E, sulla media distanza, l’effetto potrebbe amplificarsi ulteriormente contagiando quelle compagnie americane che, pur trattando dati su scala esclusivamente nazionale, riterranno vantaggioso – specie in termini di immagine – parametrare i propri standard di privacy e sicurezza a quelli delle aziende connazionali che sono state costrette a divenire GDPR compliant. In parole semplici, potrebbe decidere di adeguarsi anche chi non vi è tenuto.

Uscendo dalla dicotomia classica Europa/USA, non sfuggirà che i ragionamenti sopra esposti sono estendibili a livello globale. Uno studio di Veritas rivela che anche gli operatori economici di Australia, Singapore, Giappone e Sud Corea sono preoccupati dell’impatto che il GDPR potrebbe avere sulle proprie attività. Il 20% circa teme le ripercussioni in caso di mancata compliance: danni di immagine e danni finanziari (ad esempio, molti temono che il pagamento di una sanzione per violazione del GDPR potrebbe costringerli ad ingenti tagli di personale). C’è, pertanto, la ragionevole certezza che anche i big player asiatici si muoveranno. E c’è da aspettarsi che per raggiungere questi obiettivi spingeranno verso il medesimo livello di compliance la filiera di cui si avvalgono (si pensi al numero di outsourcer cui può ricorrere un colosso come Samsung); e, infine, se i competitor regionali eslcusi da simili filiere ritenessero in termini concorrenziali vantaggioso emulare le procedure adottate dagli inclusi, staremmo assitendo ad un effetto volano verso l’innalzamento degli standard di privacy nei mercati locali e, quindi, all’introduzione di maggiori tutele sostanziali per i dati dei cittadini di quei paesi.

Forse credere che possa innescarsi una reazione a catena a livello globale è una chimera.
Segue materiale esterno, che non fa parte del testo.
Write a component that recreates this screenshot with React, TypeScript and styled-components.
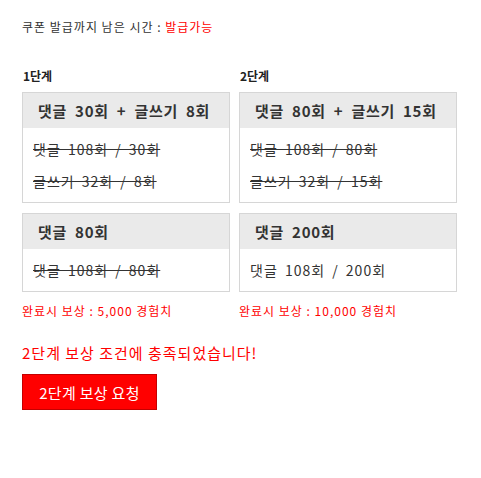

Molto – ad avviso di chi scrive – dipenderà anche dalle marketing communication strategy che ciascun operatore internazionale vorrà implementare riguardo alle proprie attività di adeguamento al GDPR: dalle prime avvisaglie, sembra che chi sta predisponendo soluzioni di compliance desideri che tutti lo sappiano (si veda l’annuncio di Microsoft solo qualche settimana fa). Se per le multinazionali che trattano dati di centinaia di milioni di utenti la compliance rispetto al GDPR diventa una marchio di affidabilità da esibire, allora un effetto a cascata potrebbe davvero realizzarsi.
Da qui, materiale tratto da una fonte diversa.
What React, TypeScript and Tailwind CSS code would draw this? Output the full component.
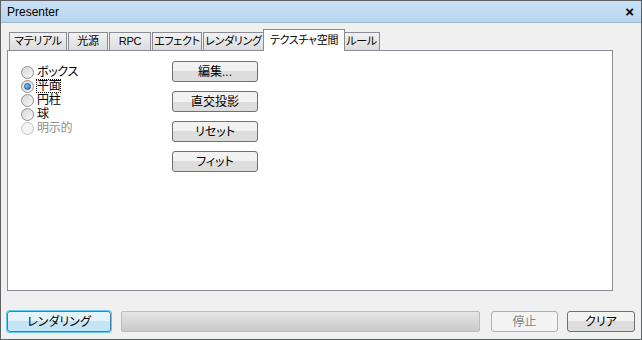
const font = { fontFamily: '"Liberation Sans", "Noto Sans CJK JP", sans-serif' };

const tabs = ["マテリアル", "光源", "RPC", "エフェクト", "レンダリング", "テクスチャ空間", "ルール"];
const tabWidths = [58, 40, 42, 50, 61, 82, 37];

const options = [
  { label: "ボックス", checked: false, disabled: false },
  { label: "平面", checked: true, disabled: false },
  { label: "円柱", checked: false, disabled: false },
  { label: "球", checked: false, disabled: false },
  { label: "明示的", checked: false, disabled: true },
];

function Radio({ checked, disabled }: { checked: boolean; disabled: boolean }) {
  return (
    <span
      className={`flex h-[13px] w-[13px] shrink-0 items-center justify-center rounded-full border ${
        disabled ? "border-[#c5c5c5] bg-[#f4f4f4]" : "border-[#8e8f8f] bg-gradient-to-br from-[#d6d6d6] to-[#f7f7f7]"
      }`}
    >
      {checked && (
        <span className="h-[7px] w-[7px] rounded-full border border-[#1f5a8e] bg-gradient-to-br from-[#8fd3ff] to-[#1a78c2]" />
      )}
    </span>
  );
}

function Button({ label, disabled, w }: { label: string; disabled?: boolean; w: string }) {
  return (
    <div
      className={`flex h-[21px] items-center justify-center whitespace-nowrap rounded-[3px] border text-[12px] ${w} ${
        disabled
          ? "border-[#adb2b5] bg-[#f4f4f4] text-[#838383]"
          : "border-[#707070] bg-gradient-to-b from-[#f2f2f2] from-50% to-[#dddddd] to-50% text-black"
      }`}
    >
      {label}
    </div>
  );
}

export default function App() {
  return (
    <div
      className="h-[340px] w-[642px] overflow-hidden border border-[#5f6164] bg-[#f0f0f0] [font-feature-settings:'palt']"
      style={font}
    >
      <div className="flex h-[22px] items-center justify-between border-b border-[#a0b4c8] bg-gradient-to-b from-[#c9e1f6] to-[#b9d6f0] pl-[6px] pr-[7px]">
        <span className="text-[12px] text-black">Presenter</span>
        <span className="text-[15px] font-bold leading-none text-black">×</span>
      </div>

      <div className="px-[6px] pt-[5px]">
        <div className="flex h-[22px] items-end pl-[2px]">
          {tabs.map((t, i) => {
            const active = i === 5;
            return (
              <div
                key={t}
                style={{ width: tabWidths[i] }}
                className={`flex items-center justify-center whitespace-nowrap text-[11px] tracking-[-0.3px] ${
                  active
                    ? "relative z-10 -mb-px h-[22px] -mx-[2px] border border-b-0 border-[#898c95] bg-white"
                    : "mr-[1px] h-[18px] border border-b-0 border-[#898c95] bg-gradient-to-b from-[#f2f2f2] to-[#dcdcdc]"
                }`}
              >
                {t}
              </div>
            );
          })}
        </div>

        <div className="flex h-[241px] w-[606px] border border-[#898c95] bg-white pl-[13px] pt-[14px]">
          <div className="flex w-[151px] flex-col">
            {options.map((o) => (
              <div key={o.label} className="flex h-[14px] items-center gap-[3px]">
                <Radio checked={o.checked} disabled={o.disabled} />
                <span
                  className={`whitespace-nowrap text-[12px] leading-none tracking-[-0.3px] ${
                    o.disabled ? "text-[#8d8d8d]" : "text-black"
                  } ${o.checked ? "outline outline-1 outline-dotted outline-black" : ""}`}
                >
                  {o.label}
                </span>
              </div>
            ))}
          </div>
          <div className="-mt-[4px] flex flex-col gap-[9px]">
            <Button label="編集..." w="w-[86px]" />
            <Button label="直交投影" w="w-[86px]" />
            <Button label="リセット" w="w-[86px]" />
            <Button label="フィット" w="w-[86px]" />
          </div>
        </div>

        <div className="mt-[20px] flex items-center">
          <div className="flex h-[21px] w-[104px] items-center justify-center whitespace-nowrap rounded-[3px] border border-[#3c7fb1] bg-gradient-to-b from-[#e5f4fc] from-50% to-[#c4e5f6] to-50% text-[12px] shadow-[0_0_0_1px_#5fcaf5]">
            レンダリング
          </div>
          <div className="ml-[10px] h-[21px] w-[359px] rounded-[2px] border border-[#bcbcbc] bg-gradient-to-b from-[#e6e6e6] to-[#c9c9c9]" />
          <div className="ml-[11px]">
            <Button label="停止" disabled w="w-[67px]" />
          </div>
          <div className="ml-[9px]">
            <Button label="クリア" w="w-[68px]" />
          </div>
        </div>
      </div>
    </div>
  );
}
Un effetto che potremmo giudicare senz’altro positivo: si tratterebbe della promozione in modalità condivisa di principi di trasparenza, rispetto, responsabilizzazione e sicurezza. Fattori qualitativi che rafforzerebbero le relazioni e il commercio su scala globale. Sarebbe un conseguimento “oltre confine” fondamentale per una UE che spesso viene tacciata di non sapere nemmeno migliorare la condizione dei diritti dei propri cittadini. Un risultato che sarebbe tanto inaspettato quanto meritato: la UE ha, unica entità politica al mondo, sempre e fermamente creduto che l’individuo debba disporre autonomamente del potere decisionale circa la sorte delle informazioni che lo riguardano. Ed ora che l’informazione è divenuta il centro della vita relazionale ed economica dell’era globale e digitale, quello che da alcuni è indicato come il vecchio e farraginoso apparato comunitario potrebbe prendersi una significativa rivincita e dare nuovo slancio alla propria funzione. Infatti, l’introduzione del GDPR potrebbe essere un giorno ricordata come il momento cruciale in cui un diritto fondamentale dell’uomo incominciò ad essere affermato, promosso e riconosciuto ad ogni latitudine.